### Material

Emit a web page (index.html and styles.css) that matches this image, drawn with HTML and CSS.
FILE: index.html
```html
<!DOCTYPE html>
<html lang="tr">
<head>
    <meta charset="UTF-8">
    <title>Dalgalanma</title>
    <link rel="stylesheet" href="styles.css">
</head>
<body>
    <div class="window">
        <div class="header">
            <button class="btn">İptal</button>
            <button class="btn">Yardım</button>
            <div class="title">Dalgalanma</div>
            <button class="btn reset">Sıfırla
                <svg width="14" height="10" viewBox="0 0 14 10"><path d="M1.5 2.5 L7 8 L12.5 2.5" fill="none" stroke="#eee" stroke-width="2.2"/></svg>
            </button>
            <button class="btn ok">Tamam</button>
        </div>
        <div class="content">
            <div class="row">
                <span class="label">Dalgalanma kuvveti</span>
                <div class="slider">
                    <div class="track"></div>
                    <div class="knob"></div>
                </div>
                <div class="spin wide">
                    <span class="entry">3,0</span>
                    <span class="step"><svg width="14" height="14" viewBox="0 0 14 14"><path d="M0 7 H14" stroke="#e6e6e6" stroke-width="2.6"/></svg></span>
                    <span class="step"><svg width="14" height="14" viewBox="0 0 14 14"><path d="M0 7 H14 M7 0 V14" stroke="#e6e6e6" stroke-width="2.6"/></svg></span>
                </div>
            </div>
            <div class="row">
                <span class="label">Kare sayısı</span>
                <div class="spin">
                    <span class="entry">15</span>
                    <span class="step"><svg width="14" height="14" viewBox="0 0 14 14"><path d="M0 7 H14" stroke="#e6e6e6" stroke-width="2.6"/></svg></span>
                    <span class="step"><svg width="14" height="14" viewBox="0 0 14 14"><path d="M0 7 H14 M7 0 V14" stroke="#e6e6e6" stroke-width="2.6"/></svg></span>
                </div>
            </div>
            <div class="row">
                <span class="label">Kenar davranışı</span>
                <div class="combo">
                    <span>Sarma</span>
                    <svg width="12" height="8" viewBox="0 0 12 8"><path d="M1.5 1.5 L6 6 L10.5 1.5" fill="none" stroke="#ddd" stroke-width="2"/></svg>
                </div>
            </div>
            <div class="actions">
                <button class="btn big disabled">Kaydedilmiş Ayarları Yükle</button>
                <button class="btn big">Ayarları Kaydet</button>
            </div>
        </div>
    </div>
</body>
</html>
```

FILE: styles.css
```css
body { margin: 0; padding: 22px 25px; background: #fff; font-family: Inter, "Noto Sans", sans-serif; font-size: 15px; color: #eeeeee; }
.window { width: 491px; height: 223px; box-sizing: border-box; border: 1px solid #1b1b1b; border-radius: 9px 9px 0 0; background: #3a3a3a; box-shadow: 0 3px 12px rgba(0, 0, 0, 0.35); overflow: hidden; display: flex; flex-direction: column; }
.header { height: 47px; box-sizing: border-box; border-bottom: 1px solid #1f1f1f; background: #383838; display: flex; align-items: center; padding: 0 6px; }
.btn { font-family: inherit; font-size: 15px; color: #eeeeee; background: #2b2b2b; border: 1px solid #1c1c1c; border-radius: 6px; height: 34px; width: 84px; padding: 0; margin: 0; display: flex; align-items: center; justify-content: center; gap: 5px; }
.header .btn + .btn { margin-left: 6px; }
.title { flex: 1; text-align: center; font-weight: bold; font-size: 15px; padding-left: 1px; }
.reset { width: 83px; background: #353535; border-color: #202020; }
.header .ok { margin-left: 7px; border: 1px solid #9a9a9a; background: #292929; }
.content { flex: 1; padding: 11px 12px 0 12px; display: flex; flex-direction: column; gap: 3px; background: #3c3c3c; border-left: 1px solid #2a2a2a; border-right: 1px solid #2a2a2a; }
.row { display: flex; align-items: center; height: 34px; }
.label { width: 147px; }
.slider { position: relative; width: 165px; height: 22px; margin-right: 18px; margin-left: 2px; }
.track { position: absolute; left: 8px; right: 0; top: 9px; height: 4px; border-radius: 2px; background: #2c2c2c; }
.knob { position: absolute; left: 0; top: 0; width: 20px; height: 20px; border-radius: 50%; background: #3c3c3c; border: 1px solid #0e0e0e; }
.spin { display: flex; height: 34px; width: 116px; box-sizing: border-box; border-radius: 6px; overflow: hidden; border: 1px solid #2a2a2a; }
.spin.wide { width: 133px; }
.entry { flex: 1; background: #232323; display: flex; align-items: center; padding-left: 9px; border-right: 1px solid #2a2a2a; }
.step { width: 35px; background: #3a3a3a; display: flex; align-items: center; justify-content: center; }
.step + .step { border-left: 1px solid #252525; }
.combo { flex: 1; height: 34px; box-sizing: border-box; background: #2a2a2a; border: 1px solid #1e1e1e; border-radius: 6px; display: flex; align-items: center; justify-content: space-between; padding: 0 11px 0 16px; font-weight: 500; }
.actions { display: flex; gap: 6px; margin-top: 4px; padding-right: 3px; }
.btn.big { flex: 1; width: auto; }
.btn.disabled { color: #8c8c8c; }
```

######
### Material

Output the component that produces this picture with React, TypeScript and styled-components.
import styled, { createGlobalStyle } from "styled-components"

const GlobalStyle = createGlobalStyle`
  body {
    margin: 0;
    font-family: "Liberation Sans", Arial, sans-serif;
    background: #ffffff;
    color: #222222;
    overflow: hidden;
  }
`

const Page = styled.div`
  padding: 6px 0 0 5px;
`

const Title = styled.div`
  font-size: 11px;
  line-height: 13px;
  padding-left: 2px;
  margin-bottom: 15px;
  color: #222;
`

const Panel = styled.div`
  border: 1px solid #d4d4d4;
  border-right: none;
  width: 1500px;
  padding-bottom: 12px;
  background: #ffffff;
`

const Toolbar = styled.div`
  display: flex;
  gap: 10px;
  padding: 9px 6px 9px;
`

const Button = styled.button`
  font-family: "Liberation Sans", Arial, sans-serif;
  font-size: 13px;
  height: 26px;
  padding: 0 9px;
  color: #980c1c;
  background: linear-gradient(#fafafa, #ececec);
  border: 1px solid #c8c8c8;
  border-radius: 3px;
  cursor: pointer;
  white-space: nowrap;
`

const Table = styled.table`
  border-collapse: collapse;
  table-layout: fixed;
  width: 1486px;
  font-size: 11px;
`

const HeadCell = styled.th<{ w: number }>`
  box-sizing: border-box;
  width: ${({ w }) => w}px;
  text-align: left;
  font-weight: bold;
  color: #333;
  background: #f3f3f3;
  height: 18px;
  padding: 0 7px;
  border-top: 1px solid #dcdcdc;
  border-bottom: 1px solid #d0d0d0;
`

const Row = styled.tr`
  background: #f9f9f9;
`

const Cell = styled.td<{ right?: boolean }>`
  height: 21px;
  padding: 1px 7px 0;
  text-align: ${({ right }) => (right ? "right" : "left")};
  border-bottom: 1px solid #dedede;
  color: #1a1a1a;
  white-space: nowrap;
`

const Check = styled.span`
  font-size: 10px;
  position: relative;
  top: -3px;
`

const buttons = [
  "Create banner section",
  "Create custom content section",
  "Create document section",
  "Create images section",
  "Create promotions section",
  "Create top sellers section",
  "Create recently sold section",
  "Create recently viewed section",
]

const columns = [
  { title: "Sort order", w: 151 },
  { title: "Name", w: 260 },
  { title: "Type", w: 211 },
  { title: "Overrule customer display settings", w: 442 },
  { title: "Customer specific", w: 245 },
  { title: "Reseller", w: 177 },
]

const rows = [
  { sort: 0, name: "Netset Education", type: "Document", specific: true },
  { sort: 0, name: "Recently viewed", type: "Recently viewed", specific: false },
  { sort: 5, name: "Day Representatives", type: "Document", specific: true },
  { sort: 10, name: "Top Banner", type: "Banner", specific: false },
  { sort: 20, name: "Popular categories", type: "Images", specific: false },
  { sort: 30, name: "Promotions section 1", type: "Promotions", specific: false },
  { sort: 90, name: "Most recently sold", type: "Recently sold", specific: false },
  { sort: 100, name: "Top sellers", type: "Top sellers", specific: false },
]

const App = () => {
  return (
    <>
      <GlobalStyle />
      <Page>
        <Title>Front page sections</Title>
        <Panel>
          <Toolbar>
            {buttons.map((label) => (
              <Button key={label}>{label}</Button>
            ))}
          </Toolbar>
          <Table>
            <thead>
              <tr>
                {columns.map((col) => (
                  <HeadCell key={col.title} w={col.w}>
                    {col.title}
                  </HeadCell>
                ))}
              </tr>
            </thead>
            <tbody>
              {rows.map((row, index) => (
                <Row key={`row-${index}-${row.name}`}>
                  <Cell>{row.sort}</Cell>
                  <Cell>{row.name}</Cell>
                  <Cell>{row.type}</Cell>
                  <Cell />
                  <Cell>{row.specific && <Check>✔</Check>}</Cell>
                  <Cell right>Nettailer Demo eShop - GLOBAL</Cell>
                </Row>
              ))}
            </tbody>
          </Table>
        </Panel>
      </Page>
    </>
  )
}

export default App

######

Task requirements: Collect, from the material above, every line containing the word "styles".

Exercise solution:
Emit a web page (index.html and styles.css) that matches this image, drawn with HTML and CSS.
    <link rel="stylesheet" href="styles.css">
FILE: styles.css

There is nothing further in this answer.